Another industry source said: “Treasury is balking. Eskom is very frustrated.”
Those who wish to participate in the RFI process must apply to do so by the end of this month.
Eskom said vendors do not need to participate in the RFI to participate in the RFP. But the chairperson of Necsa, Kelvin Kemm, said all potential vendors are expected to participate in the RFI process. “The RFI is the formal beginning. It is the starting gun,” he said.
“The RFP was jointly completed by Eskom and Necsa in November. But treasury at the time said: ‘Don’t go drop a boulder in the pond’,” Kemm said, noting it probably had to do with timing because the global ratings agencies were reassessing South Africa’s rating.
“The RFP is in two halves. It needs sanction from the treasury. Both boards [Eskom and Necsa] have passed resolution. Treasury have to give their okay. What we ask for and how we ask for it entirely depends on treasury.”
The treasury said it was premature to comment on the matter. “The office of the chief procurement officer has not yet met Eskom to discuss any details relating to the procurement of nuclear and thus there have been no financial applications or state guarantees to that effect.”
Critics of the nuclear build programme say the plan will be too costly and subject to cost overruns, and Eskom is said to lack the expertise to manage such a project. Concerns also abound about corruption being linked to the political push for the project.
Unpopular: Security restrains a Greenpeace member protesting against the proposed nuclear build. (Alon Skuy/The Times/Gallo)
David Nicholls, Eskom’s chief nuclear officer, said the RFI shows “we are clearly intending to go through the motions here, to make sure we are being totally transparent”.
The RFP must go through the treasury several times, Nicholls said. The utility has written to the treasury and expects its full co-operation and involvement.
The Preferential Procurement Policy Framework Act, for example, requires that for such a large and expensive project a waiver must be obtained from the treasury. Certain guidelines also require that projects above a certain size must go through the treasury.
Kemm said he expects the process to now proceed rapidly.
In October, Finance Minister Pravin Gordhan said the government would support the nuclear build led by Eskom. The treasury would work with the department of public enterprises and Eskom he said, to “ensure that the scale and phasing of the programme are in South Africa’s best interests and that the procurement arrangements are transparent and compliant with the law”.
There are widely varying costs estimates for the nuclear build ranging up to R1-trillion.
Kemm said the figures are largely incorrect. “The estimates are way too high and the argument that it is expensive isn’t correct,” he said, estimating the 9 600MW build would cost closer to R650-billion.
Independent energy analyst Chris Yelland said one potential vendor, Rosatom, has already publicly said the overnight capital cost of 9 600MW could be between $40-billion and $50-billion.
“The reality, of course, is that over time rates change and the construction time is a significant amount of time,” Yelland said. “Then there are the financing costs.

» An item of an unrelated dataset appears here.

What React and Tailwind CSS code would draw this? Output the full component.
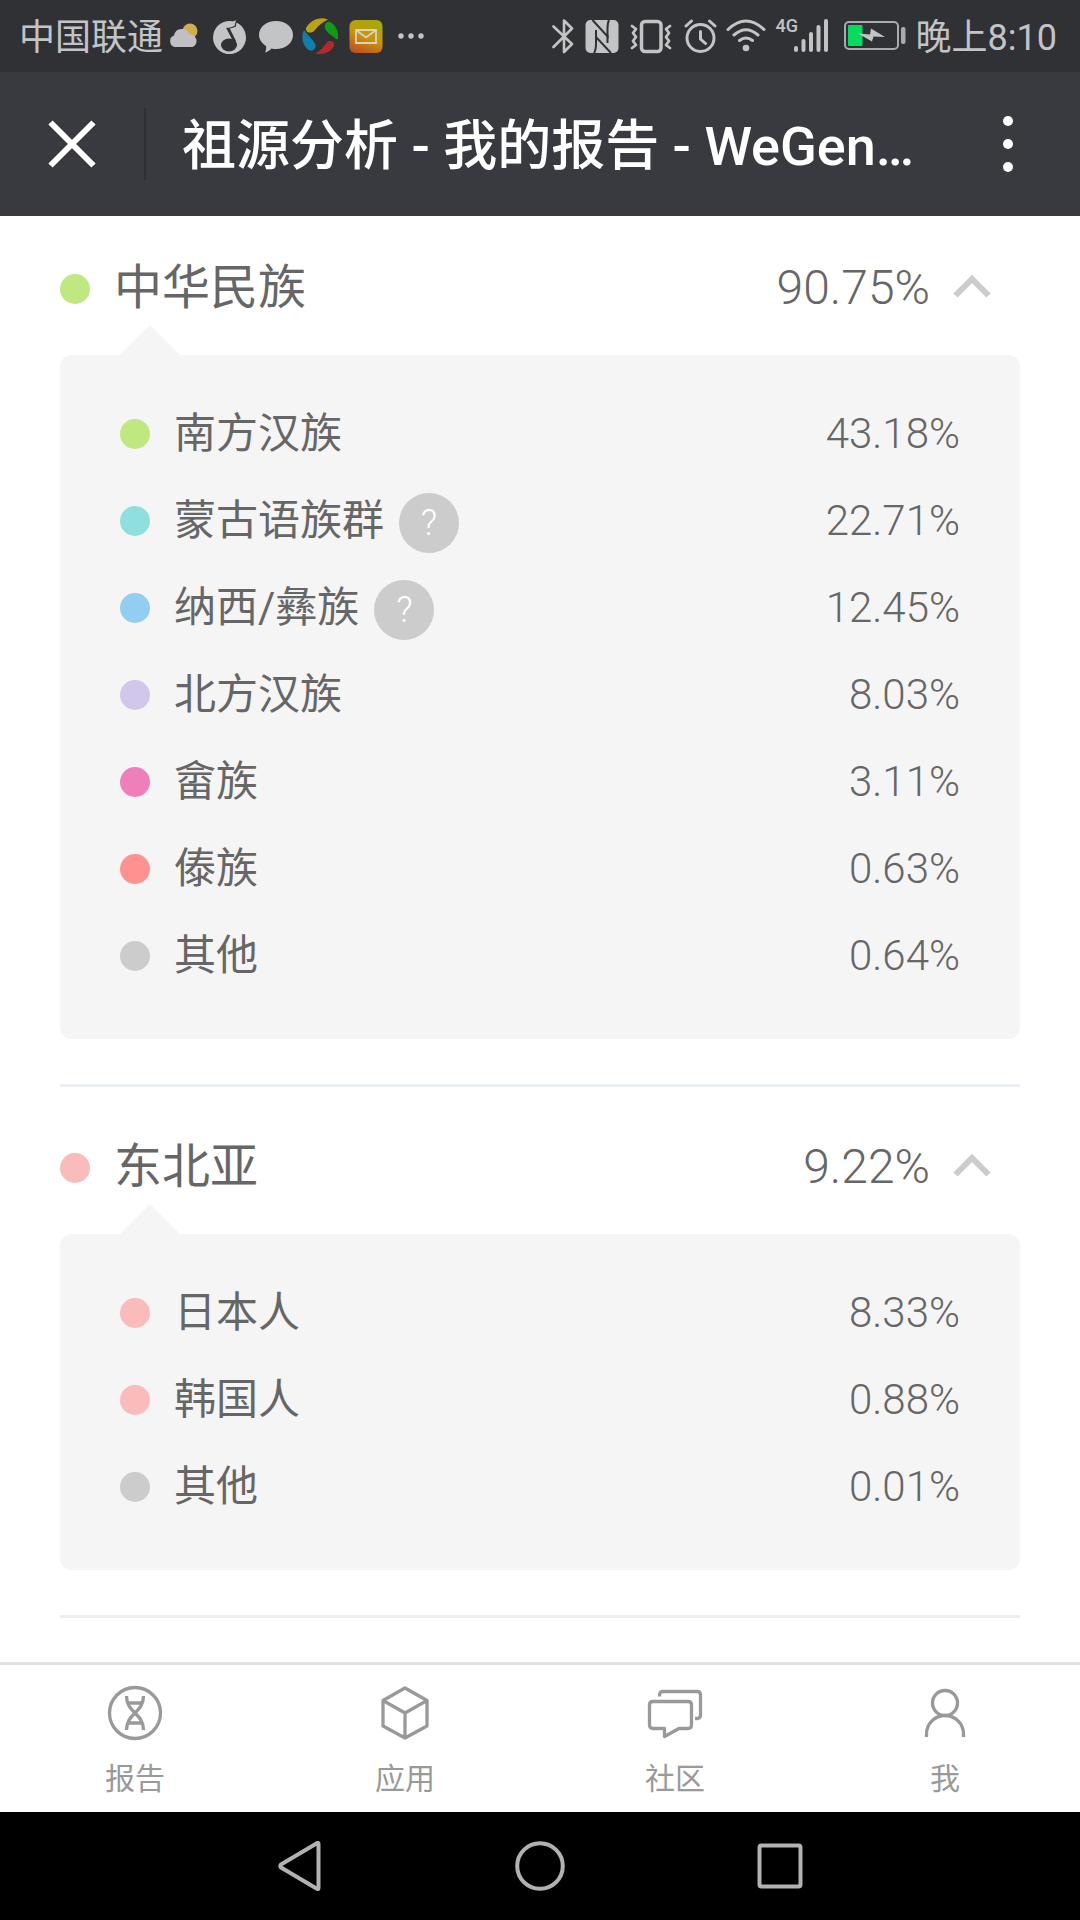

The interest during construction can typically add another 25% to the overnight costs.”
Added to this are owner development costs, such as the cost of building road and other infrastructure, connecting the project to the national grid and the administrative costs, including those related to obtaining environmental impact assessments, Yelland said. “As a rough guide that adds 10% to the overnight cost.”
Yelland estimates that, at an exchange rate of R14 to the dollar, South Africa would be in for roughly R850-billion. “That is without considering that cost overruns in this environment are notorious.”
Kemm argued it is not a question of whether South Africa can afford nuclear but one of “we can’t afford not to. We need to put the power in place and the most economically sensible way to do it is nuclear”.
He said a nuclear build should be viewed positively by investors. “It shows South Africa is far-sighted enough to ensure power is in place. It should be a stimulant for the economy.”
Like renewable energy, a nuclear build should be seen as infrastructural development and not an expense, Kemm said, but added: “No nuclear person ever advocated to go faster than we can afford or to do something financially stupid.”
Dawie Roodt, an economist and a supporter of nuclear power, said the government cannot afford to spend on anything, much less a nuclear build. “As things stand at the moment, there is no fiscal space. Nothing. We are absolutely on the edge. There is no room for fiscal spending. That also includes guarantees.”
Nicholls said experience dictates that interested vendors could be expected to provide a financing package. But, according to Doug Kuni, an independent power consultant, even if an arrangement can be made so that the costs are borne by the vendor, “the state would have to guarantee it will be an offtaker of the power. International financing rules are that, if any vendor builds a power station for you, it sits on your balance sheet as a contingent liability.”
The draft IRP
Eskom and Necsa are forging ahead with the nuclear build despite the recent publication of a new draft Intergrated Resource Plan (IRP), South Africa’s energy blueprint, in which the base case calls for very different requirements to the 2010 version. It rules much of nuclear out, even though the modelling put constraints on how much renewable energy can be commissioned and has used out-dated prices for green technology.
Yelland said the draft plan will have to be updated and is unlikely to be gazetted before mid-2017, “which is optimistic given previous delays”.
“So how can you issue anything before you know what do we need, how much do we need and when do we need it by?
“I’m not going to say I’m pro or against nuclear,” said Yelland. “I’m going to say: follow proper process. The IRP must use the right prices and use realistic constraints and make sure they are rational … Follow the process then the stakeholders will buy into the outcomes.”
But Eskom and Necsa are determined to carry out the current policy.
“The draft IRP is the beginning of a new thought process,” said Kemm. “There is no way you can reassess the country’s whole energy provision in three months. The 2010 one is the current one.”
The IRP 2010 shows that the nuclear build is justified, said Nicholls. “The 2016 IRP may take up to two years to be finalised, at which point the IRP will be up for renewal again,” he said.
It is only natural that power requirements will change over time, he said. “One of the biggest mistakes in long-term planning is to think that any plan is true.” In retrospect, 9 600MW of nuclear might be viewed as too little, he said.
But an overriding concern in the public debate is that the process must be free of corruption.
“I’m not aware of any corruption behind this and I am intimately involved,” said Kemm. “But I agree entirely: there must be no corruption.”
He said, if anything, the project will be subject to close scrutiny but ultimately it is only nuclear experts who can decide on what will be procured and from whom.